● Dataset records
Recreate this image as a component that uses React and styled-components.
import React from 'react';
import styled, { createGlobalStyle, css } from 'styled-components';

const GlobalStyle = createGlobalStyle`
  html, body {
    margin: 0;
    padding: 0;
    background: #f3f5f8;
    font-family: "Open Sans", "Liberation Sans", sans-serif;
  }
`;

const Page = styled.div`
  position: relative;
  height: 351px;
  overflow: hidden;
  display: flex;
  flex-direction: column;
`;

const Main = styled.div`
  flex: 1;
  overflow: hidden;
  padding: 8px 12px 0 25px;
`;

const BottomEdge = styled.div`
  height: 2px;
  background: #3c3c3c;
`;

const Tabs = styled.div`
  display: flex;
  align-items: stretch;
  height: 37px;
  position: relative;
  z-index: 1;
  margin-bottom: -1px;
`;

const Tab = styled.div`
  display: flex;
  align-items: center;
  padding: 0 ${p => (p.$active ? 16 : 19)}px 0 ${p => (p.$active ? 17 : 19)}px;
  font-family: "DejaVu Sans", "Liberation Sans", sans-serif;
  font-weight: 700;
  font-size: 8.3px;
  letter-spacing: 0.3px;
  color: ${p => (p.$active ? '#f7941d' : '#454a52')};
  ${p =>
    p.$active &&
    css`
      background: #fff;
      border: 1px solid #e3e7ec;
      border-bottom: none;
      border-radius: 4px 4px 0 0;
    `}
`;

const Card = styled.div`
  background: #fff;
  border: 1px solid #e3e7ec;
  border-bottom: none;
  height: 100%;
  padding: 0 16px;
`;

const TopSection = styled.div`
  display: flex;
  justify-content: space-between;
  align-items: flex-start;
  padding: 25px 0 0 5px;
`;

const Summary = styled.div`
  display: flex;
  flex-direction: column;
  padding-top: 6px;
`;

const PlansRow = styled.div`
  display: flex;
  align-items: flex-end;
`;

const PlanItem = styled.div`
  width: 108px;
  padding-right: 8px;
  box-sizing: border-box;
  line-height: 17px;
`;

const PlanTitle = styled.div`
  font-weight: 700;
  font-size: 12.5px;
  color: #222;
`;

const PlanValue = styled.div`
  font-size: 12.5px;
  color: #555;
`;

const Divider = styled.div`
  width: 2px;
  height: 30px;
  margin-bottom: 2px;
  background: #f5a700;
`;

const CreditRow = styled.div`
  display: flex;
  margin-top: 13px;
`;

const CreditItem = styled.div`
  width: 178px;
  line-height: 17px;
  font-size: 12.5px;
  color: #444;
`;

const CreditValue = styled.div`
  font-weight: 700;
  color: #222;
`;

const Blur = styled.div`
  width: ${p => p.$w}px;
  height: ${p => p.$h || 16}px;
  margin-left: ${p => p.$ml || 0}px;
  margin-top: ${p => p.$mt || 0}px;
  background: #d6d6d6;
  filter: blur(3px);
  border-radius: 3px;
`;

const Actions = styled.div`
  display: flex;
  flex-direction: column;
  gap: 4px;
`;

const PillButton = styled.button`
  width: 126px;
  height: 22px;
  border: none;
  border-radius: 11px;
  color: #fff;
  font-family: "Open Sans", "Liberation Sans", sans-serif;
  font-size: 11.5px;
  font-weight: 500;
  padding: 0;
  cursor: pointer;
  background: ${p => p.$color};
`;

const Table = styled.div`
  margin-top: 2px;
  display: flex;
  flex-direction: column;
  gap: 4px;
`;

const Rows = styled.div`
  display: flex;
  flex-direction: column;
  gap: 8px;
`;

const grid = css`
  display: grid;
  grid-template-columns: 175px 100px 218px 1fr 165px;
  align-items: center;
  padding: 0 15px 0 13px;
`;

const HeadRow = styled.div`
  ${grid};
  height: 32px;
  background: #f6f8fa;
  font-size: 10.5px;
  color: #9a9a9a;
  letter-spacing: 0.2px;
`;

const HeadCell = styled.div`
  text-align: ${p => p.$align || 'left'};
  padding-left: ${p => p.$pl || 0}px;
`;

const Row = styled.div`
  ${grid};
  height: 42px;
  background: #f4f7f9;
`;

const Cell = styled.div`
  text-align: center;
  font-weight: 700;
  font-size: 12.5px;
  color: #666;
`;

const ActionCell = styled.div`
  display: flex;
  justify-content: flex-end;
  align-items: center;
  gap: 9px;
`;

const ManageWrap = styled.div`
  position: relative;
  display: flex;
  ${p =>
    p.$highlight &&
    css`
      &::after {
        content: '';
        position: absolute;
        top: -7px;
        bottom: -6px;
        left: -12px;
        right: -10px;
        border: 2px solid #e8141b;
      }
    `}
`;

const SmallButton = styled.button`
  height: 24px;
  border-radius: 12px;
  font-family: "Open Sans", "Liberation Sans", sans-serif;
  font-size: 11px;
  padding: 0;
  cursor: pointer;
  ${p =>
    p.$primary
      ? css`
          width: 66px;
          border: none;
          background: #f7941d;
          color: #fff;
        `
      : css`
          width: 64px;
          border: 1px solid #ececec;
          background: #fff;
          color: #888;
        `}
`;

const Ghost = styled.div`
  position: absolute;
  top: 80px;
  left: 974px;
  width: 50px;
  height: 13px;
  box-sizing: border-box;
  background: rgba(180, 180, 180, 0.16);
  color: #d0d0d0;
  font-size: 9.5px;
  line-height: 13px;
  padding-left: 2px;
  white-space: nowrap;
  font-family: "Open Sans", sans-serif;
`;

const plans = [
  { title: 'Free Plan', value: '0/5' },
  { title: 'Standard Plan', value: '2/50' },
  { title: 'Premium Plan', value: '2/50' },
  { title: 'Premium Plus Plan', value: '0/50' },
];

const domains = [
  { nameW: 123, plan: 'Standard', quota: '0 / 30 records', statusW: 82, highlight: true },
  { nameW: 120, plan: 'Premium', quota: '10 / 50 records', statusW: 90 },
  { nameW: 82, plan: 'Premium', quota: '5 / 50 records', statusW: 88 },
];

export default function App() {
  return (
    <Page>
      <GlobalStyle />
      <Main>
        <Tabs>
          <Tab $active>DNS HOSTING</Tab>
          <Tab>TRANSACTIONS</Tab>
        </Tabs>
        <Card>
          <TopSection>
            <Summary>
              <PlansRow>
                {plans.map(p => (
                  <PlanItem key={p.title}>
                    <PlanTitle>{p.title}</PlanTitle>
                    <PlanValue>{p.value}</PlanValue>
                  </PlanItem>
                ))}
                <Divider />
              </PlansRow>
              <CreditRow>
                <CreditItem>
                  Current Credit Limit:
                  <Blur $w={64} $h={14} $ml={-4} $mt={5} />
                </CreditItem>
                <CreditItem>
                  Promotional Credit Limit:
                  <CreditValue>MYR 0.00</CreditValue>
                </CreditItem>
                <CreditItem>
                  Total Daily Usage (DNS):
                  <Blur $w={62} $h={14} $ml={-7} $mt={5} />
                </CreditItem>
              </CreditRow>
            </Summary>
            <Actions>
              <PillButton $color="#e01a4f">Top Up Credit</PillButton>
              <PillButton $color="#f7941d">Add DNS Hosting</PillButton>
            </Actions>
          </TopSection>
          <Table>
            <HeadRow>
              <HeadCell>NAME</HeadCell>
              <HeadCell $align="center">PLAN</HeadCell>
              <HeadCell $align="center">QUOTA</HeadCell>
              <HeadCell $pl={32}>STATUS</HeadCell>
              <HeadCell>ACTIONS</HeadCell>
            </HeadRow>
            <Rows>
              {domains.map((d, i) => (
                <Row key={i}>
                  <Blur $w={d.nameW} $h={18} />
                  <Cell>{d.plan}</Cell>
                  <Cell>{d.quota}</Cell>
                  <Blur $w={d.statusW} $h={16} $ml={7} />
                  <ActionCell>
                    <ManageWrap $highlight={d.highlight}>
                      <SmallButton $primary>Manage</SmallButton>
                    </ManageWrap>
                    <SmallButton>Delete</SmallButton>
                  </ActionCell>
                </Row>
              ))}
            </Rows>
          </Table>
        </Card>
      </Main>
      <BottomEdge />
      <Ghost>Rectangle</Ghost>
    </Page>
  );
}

--

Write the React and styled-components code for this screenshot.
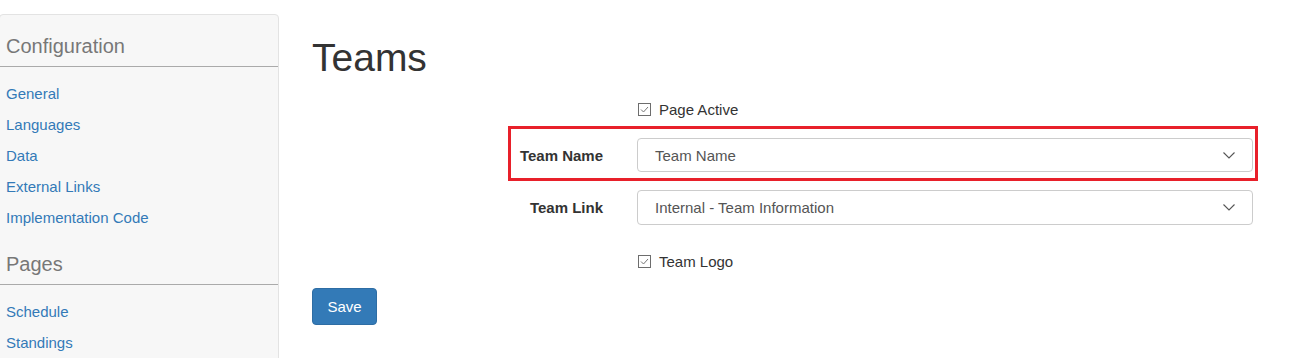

● What you are asked to do
Look through the listing above. Pick out each line with "this" and copy it.

● Solution
Recreate this image as a component that uses React and styled-components.
Write the React and styled-components code for this screenshot.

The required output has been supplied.